Automatic detection of reuses and citations in literary texts
Jean-Gabriel Ganascia,Peirre Glaudes,Andrea Del Lungo,J.-G. Ganascia,P. Glaudes,A. Del Lungo
DOI: https://doi.org/10.1093/llc/fqu020
2014-06-24
Literary and Linguistic Computing
Abstract:For more than 40 years now, modern theories of literature insist on the role of paraphrases, rewritings, citations, reciprocal borrowings, and mutual contributions of many kinds. The notions of ‘intertextuality’, ‘transtextuality’, and ‘hypertextuality/hypotextuality’ were introduced in the seventies and eighties to approach these phenomena. Through the Phœbus project, computer scientists from the computer science laboratory of the University Pierre and Marie Curie collaborate with the literary teams of Paris-Sorbonne University to develop efficient tools for literary studies that take advantage of modern computer science techniques to detect borrowings of huge masses of texts and to help put them in context.

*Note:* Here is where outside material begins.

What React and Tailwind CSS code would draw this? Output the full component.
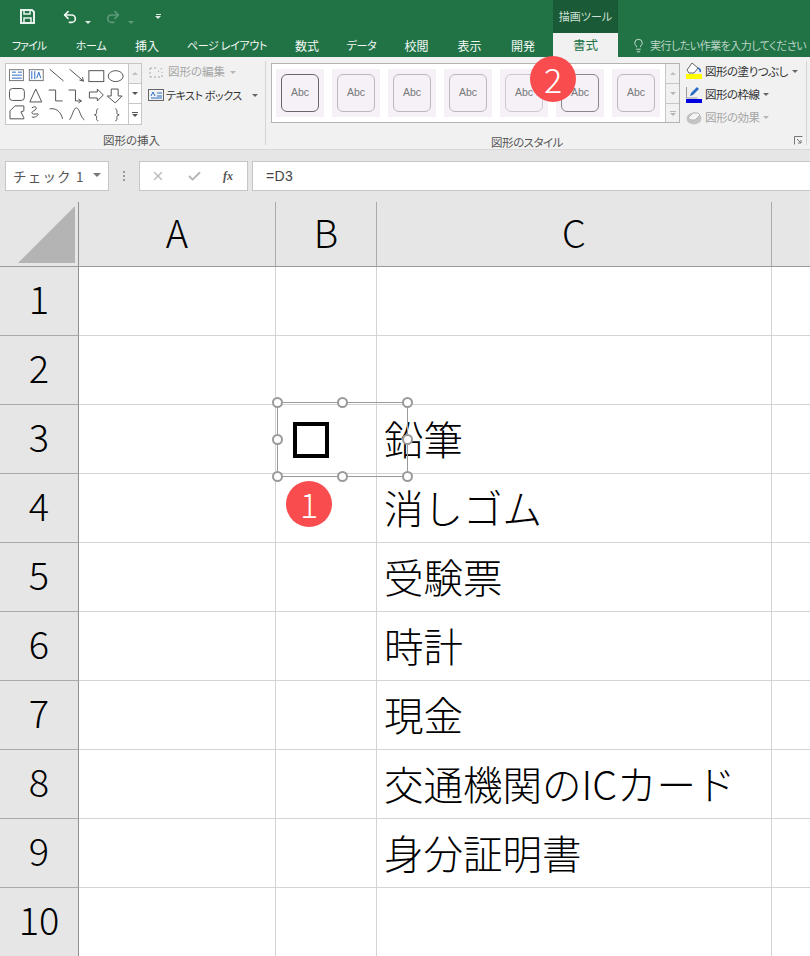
import React from 'react';
import { Lightbulb, Undo2, Redo2, X, Check } from 'lucide-react';

const JP = "font-['Noto_Sans_CJK_JP','Noto_Sans',sans-serif]";
const PALT = "[font-feature-settings:'palt']";

const KANA = 'text-[11px] tracking-[-0.3px]';
const KANJI = 'text-[12px]';

const tabs = [
  ['ファイル', 'w-[58px]', 'text-[11px] tracking-[-0.9px]'],
  ['ホーム', 'w-[66px]', KANA],
  ['挿入', 'w-[46px]', KANJI],
  ['ページ レイアウト', 'w-[114px]', KANA],
  ['数式', 'w-[46px]', KANJI],
  ['データ', 'w-[63px]', KANA],
  ['校閲', 'w-[47px]', KANJI],
  ['表示', 'w-[59px]', KANJI],
  ['開発', 'w-[48px] mr-[6px]', KANJI],
];

const abcStyles = [
  'border-[#6b6470]',
  'border-[#bdb6c0]',
  'border-[#bdb6c0]',
  'border-[#bdb6c0]',
  'border-[#cdc7d0]',
  'border-[#8a8490]',
  'border-[#bdb6c0]',
];

const items = ['', '', '鉛筆', '消しゴム', '受験票', '時計', '現金', '交通機関のICカード', '身分証明書', ''];

function Caret({ className = 'border-t-[#8a8a8a]' }) {
  return <span className={`inline-block w-0 h-0 border-x-[3px] border-x-transparent border-t-[3px] ${className}`} />;
}

// 図形の挿入 palette, all shapes drawn in one sheet
function ShapePalette() {
  return (
    <svg width="123" height="60" viewBox="0 0 123 60" fill="none" stroke="#555" strokeWidth="1">
      <rect x="3.5" y="5.5" width="14" height="11" stroke="#777" />
      <path d="M6 8h4M12 8h4M6 11h10M6 14h10" stroke="#2b6cc4" />
      <rect x="23.5" y="5.5" width="14" height="11" stroke="#777" />
      <path d="M26 7v8M29 7v8M33 8l-2 6M33 8l2 6" stroke="#2b6cc4" />
      <path d="M44 5l14 12" />
      <path d="M64 5l14 12M78 17l-4-1M78 17l-1-4" />
      <rect x="83.5" y="6.5" width="15" height="11" />
      <ellipse cx="110.5" cy="12" rx="7.5" ry="5.5" />
      <rect x="3.5" y="24.5" width="15" height="12" rx="3" />
      <path d="M24 38l6-13 6 13z" />
      <path d="M43 26h7v11h7" />
      <path d="M63 26h7v11h6M76 37l-3-2M76 37l-3 2" />
      <path d="M84 28h8v-3l6 6-6 6v-3h-8z" />
      <path d="M106 25h7v7h4l-7 7-8-7h4z" />
      <path d="M4 47l5-5h9v5l-3 1 3 6v1H4z" />
      <path d="M26 44c5-3 6 1 2 3s-1 4 3 3-1 5-5 3" />
      <path d="M44 45c6-1 11 2 13 10" />
      <path d="M64 56c3-4 4-12 7-12s4 10 8 12" />
      <path d="M93 45c-3 0-1 4-2 5l-2 1 2 1c1 1-1 5 2 5" />
      <path d="M110 45c3 0 1 4 2 5l2 1-2 1c-1 1 1 5-2 5" />
    </svg>
  );
}

function Scroller({ className = '', h1 = 'h-[20px]', muted = false }) {
  const arrow = muted ? 'border-t-[#b5b5b5]' : 'border-t-[#555]';
  return (
    <div className={`flex flex-col border-l border-[#c6c6c6] ${className}`}>
      <div className={`${h1} flex items-center justify-center border-b border-[#c6c6c6] bg-[#f1f1f1]`}>
        <span className="w-0 h-0 border-x-[3px] border-x-transparent border-b-[3px] border-b-[#c0c0c0]" />
      </div>
      <div className={`${h1} flex items-center justify-center border-b border-[#c6c6c6] ${muted ? 'bg-[#f1f1f1]' : 'bg-white'}`}>
        <Caret className={arrow} />
      </div>
      <div className={`flex-1 flex flex-col items-center justify-center gap-[1px] ${muted ? 'bg-[#f1f1f1]' : 'bg-white'}`}>
        <span className={`w-[6px] h-[1px] ${muted ? 'bg-[#b5b5b5]' : 'bg-[#555]'}`} />
        <Caret className={arrow} />
      </div>
    </div>
  );
}

function Ribbon() {
  return (
    <div className={`h-[93px] bg-[#f1f1f1] flex border-b border-[#d8d8d8] ${PALT}`}>
      {/* 図形の挿入 */}
      <div className="w-[266px] border-r border-[#d4d4d4] my-[4px] shrink-0 flex flex-col pl-[5px]">
        <div className="flex mt-[2px]">
          <div className="w-[137px] h-[62px] border border-[#c6c6c6] bg-white flex shrink-0">
            <ShapePalette />
            <Scroller className="w-[13px]" />
          </div>
          <div className="ml-[6px] flex flex-col gap-[5px] whitespace-nowrap">
            <div className="flex items-center gap-[3px] text-[#a6a6a6] h-[18px] text-[11.5px]">
              <svg width="17" height="14" viewBox="0 0 17 14" fill="none" stroke="#a8a8a8" strokeDasharray="2 2"><path d="M2 3h8M2 3v9M2 12h12M14 12V7M14 3l-4 4" /></svg>
              <span>図形の編集</span>
              <Caret className="border-t-[#b5b5b5] ml-[2px]" />
            </div>
            <div className="flex items-center gap-[1px] text-[#333] h-[18px] text-[11px] tracking-[-0.4px]">
              <svg width="17" height="14" viewBox="0 0 17 14" fill="none"><rect x="0.5" y="1.5" width="15" height="11" stroke="#666" /><path d="M3 8l2-4 2 4M9 5h5M9 8h5M3 10h11" stroke="#2b6cc4" /></svg>
              <span>テキスト ボックス</span>
              <Caret className="border-t-[#666] ml-[9px]" />
            </div>
          </div>
        </div>
        <div className="text-center text-[11.5px] text-[#555] mt-[7px] w-[253px]">図形の挿入</div>
      </div>

      {/* 図形のスタイル */}
      <div className="w-[541px] shrink-0 my-[4px] border-r border-[#d4d4d4] flex flex-col pl-[5px] relative">
        <div className="flex mt-[2px]">
          <div className="w-[409px] h-[60px] border border-[#b4b4b4] bg-white flex shrink-0">
            <div className="w-[394px] flex gap-[8px] pl-[4px] pt-[5px]">
              {abcStyles.map((b, i) => (
                <div key={i} className="w-[48px] h-[48px] bg-[#f5f1f7] flex items-center justify-center shrink-0">
                  <div className={`w-[38px] h-[38px] rounded-[6px] border ${b} flex items-center justify-center text-[10.5px] text-[#777] font-['Liberation_Sans',sans-serif]`}>Abc</div>
                </div>
              ))}
            </div>
            <Scroller className="w-[14px]" h1="h-[20px]" muted />
          </div>
          <div className="ml-[6px] flex flex-col gap-[4px] text-[11.5px] tracking-[-0.5px] text-[#333] whitespace-nowrap">
            <div className="flex items-center gap-[3px] h-[19px] -mt-[1px]">
              <svg width="16" height="17" viewBox="0 0 16 17" fill="none" className="-mt-[2px]"><path d="M6 1l6 5-4 5H3L1 8z" fill="#fff" stroke="#666" /><path d="M12 6c2 1 3 2 2 4" stroke="#2b6cc4" strokeWidth="1.5" /><rect y="12" width="16" height="5" fill="#ffff00" /></svg>
              <span>図形の塗りつぶし</span>
              <Caret className="border-t-[#666] ml-[1px]" />
            </div>
            <div className="flex items-center gap-[3px] h-[19px]">
              <svg width="16" height="17" viewBox="0 0 16 17" fill="none"><path d="M.5 1v11h11" stroke="#999" /><path d="M4 10l1-3 6-6 2 2-6 6z" fill="#2b6cc4" /><rect y="13" width="16" height="4" fill="#0000e0" /></svg>
              <span>図形の枠線</span>
              <Caret className="border-t-[#666]" />
            </div>
            <div className="flex items-center gap-[3px] h-[19px] text-[#a6a6a6]">
              <svg width="16" height="14" viewBox="0 0 16 14"><ellipse cx="8" cy="7.5" rx="7.5" ry="6" fill="#c4c4c4" /><path d="M2 7l5-5h5l2 2-5 5H5z" fill="#f4f4f4" stroke="#b5b5b5" /></svg>
              <span>図形の効果</span>
              <Caret className="border-t-[#b5b5b5]" />
            </div>
          </div>
        </div>
        <div className="w-[512px] text-center text-[11.5px] tracking-[-0.5px] text-[#555] mt-[7px]">図形のスタイル</div>
        <svg className="absolute right-[3px] bottom-[0px]" width="9" height="9" viewBox="0 0 9 9" fill="none" stroke="#777"><path d="M.5 8.5v-8h8M3 3l4 4M7 4v3H4" /></svg>
      </div>
    </div>
  );
}

function FormulaBar() {
  return (
    <div className="h-[52px] bg-[#e6e6e6] flex pt-[11px] pl-[5px]">
      <div className="w-[104px] h-[30px] bg-white border border-[#c6c6c6] flex items-center pl-[7px] pr-[7px] justify-between text-[13.5px] tracking-[1.2px] text-[#555] whitespace-nowrap">
        <span>チェック 1</span>
        <span className="w-0 h-0 border-x-[4px] border-x-transparent border-t-[4px] border-t-[#777] -mt-[3px]" />
      </div>
      <div className="w-[30px] flex flex-col items-center justify-center gap-[2px] h-[30px]">
        <span className="w-[2px] h-[2px] bg-[#999]" />
        <span className="w-[2px] h-[2px] bg-[#999]" />
        <span className="w-[2px] h-[2px] bg-[#999]" />
      </div>
      <div className="w-[109px] h-[30px] mr-[4px] bg-white border border-[#c6c6c6] flex items-center">
        <X size={14} color="#b5b5b5" strokeWidth={2} className="ml-[11px]" />
        <Check size={15} color="#b5b5b5" strokeWidth={3} className="ml-[22px]" />
        <span className="ml-[21px] text-[12px] italic font-bold font-['Liberation_Serif',serif] text-[#555]">fx</span>
      </div>
      <div className="flex-1 h-[30px] bg-white border-y border-l border-[#c6c6c6] flex items-center pl-[13px] text-[14px] text-[#444] font-['Liberation_Sans',sans-serif] tracking-[0.4px]">=D3</div>
    </div>
  );
}

function Sheet() {
  const colHead = 'h-[65px] bg-[#e6e6e6] border-r border-b border-r-[#ababab] border-b-[#9a9a9a] flex items-center justify-center text-[38px] font-light pb-[6px]';
  const cell = 'h-[69px] border-r border-b border-[#d4d4d4] bg-white';
  return (
    <div className="relative grid grid-cols-[79px_197px_101px_395px_1fr] text-black">
      <div className="h-[65px] bg-[#e6e6e6] border-r border-b border-r-[#8f8f8f] border-b-[#9a9a9a] flex items-end justify-end pr-[3px] pb-[3px]">
        <span className="w-0 h-0 border-l-[57px] border-l-transparent border-b-[57px] border-b-[#b4b4b4]" />
      </div>
      <div className={colHead}>A</div>
      <div className={colHead}>B</div>
      <div className={colHead}>C</div>
      <div className="h-[65px] bg-[#e6e6e6] border-b border-b-[#9a9a9a]" />
      {items.map((text, i) => (
        <React.Fragment key={i}>
          <div className="h-[69px] bg-[#e6e6e6] border-r border-b border-r-[#8f8f8f] border-b-[#ababab] flex items-center justify-center text-[38px] font-light pb-[8px]">{i + 1}</div>
          <div className={cell} />
          <div className={cell} />
          <div className={`${cell} flex items-center pl-[7px] pb-[2px] text-[39.5px] leading-none whitespace-nowrap font-light`}>{text}</div>
          <div className="h-[69px] border-b border-[#d4d4d4] bg-white" />
        </React.Fragment>
      ))}

      {/* selected check box shape */}
      <div className="absolute left-[277px] top-[200px] w-[131px] h-[75px] border border-[#9a9a9a] flex items-center pl-[15px]">
        <div className="w-[36px] h-[36px] border-[4px] border-black" />
      </div>
      {[
        'left-[272px] top-[195px]', 'left-[337px] top-[195px]', 'left-[402px] top-[195px]',
        'left-[272px] top-[232px]', 'left-[402px] top-[232px]',
        'left-[272px] top-[269px]', 'left-[337px] top-[269px]', 'left-[402px] top-[269px]',
      ].map((pos) => (
        <span key={pos} className={`absolute ${pos} w-[11px] h-[11px] rounded-full border-2 border-[#9a9a9a] bg-white`} />
      ))}
      <span className="absolute left-[286px] top-[279px] w-[46px] h-[46px] rounded-full bg-[#f94c4f] text-white text-[34px] font-light flex items-center justify-center leading-none">1</span>
    </div>
  );
}

export default function App() {
  return (
    <div className={`w-[810px] h-[956px] overflow-hidden relative bg-white ${JP}`}>
      {/* title bar + tabs */}
      <div className={`bg-[#217346] h-[57px] relative ${PALT}`}>
        <div className="h-[33px] flex items-center text-white">
          <svg className="ml-[20px]" width="15" height="15" viewBox="0 0 15 15" fill="none" stroke="#e8f2ec" strokeWidth="2"><path d="M1 1h11l2 2v11H1z" /><path d="M4 1v4h6V1M4 14V9h7v5" strokeWidth="1.5" /></svg>
          <Undo2 size={16} strokeWidth={2.5} className="ml-[27px]" color="#f2f7f4" />
          <span className="ml-[7px]"><Caret className="border-t-[#dfeae4]" /></span>
          <Redo2 size={16} strokeWidth={2.5} className="ml-[14px]" color="#5f9a7a" />
          <span className="ml-[7px]"><Caret className="border-t-[#5f9a7a]" /></span>
          <span className="ml-[21px] flex flex-col items-center gap-[1px]">
            <span className="w-[5px] h-[1px] bg-[#dfeae4]" />
            <Caret className="border-t-[#dfeae4]" />
          </span>
        </div>
        <div className="absolute left-[553px] top-0 w-[65px] h-[33px] bg-[#1a5a37] flex items-center justify-center text-[11px] text-[#cfe0d6] whitespace-nowrap">描画ツール</div>
        <div className="h-[24px] flex items-center text-[#f4f8f6] whitespace-nowrap pt-[1px]">
          {tabs.map(([label, w, type]) => (
            <div key={label} className={`${w} ${type} h-full flex items-center justify-center shrink-0`}>{label}</div>
          ))}
          <div className="w-[65px] h-[24px] -mt-[1px] bg-[#f1f1f1] text-[#217346] text-[12.5px] flex items-center justify-center shrink-0">書式</div>
          <Lightbulb size={15} strokeWidth={1.5} color="#cfe0d6" className="ml-[13px] shrink-0" />
          <span className="ml-[4px] text-[11px] tracking-[-0.5px] text-[#b9d3c4]">実行したい作業を入力してください</span>
        </div>
      </div>

      <Ribbon />
      <FormulaBar />
      <Sheet />

      <span className="absolute left-[530px] top-[56px] w-[46px] h-[46px] rounded-full bg-[#f94c4f] text-white text-[34px] font-light flex items-center justify-center leading-none">2</span>
    </div>
  );
}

In this context, we have developed a piece of software that automatically detects and explores networks of textual reuses in classical literature. This article describes the principles on which our program is based, the significant results that have already been obtained and the prospective for the near future. It is divided into four parts. The first part recalls the distinction between various types of borrowings like plagiarism, pastiches, citations, etc. The second enumerates the criteria that are retained to characterize reuses and citations on which we are focusing here. The third part describes the implementation and shows its efficiency by comparison with manual detection. Finally, we show some of the results that have already been obtained with the Phœbus program.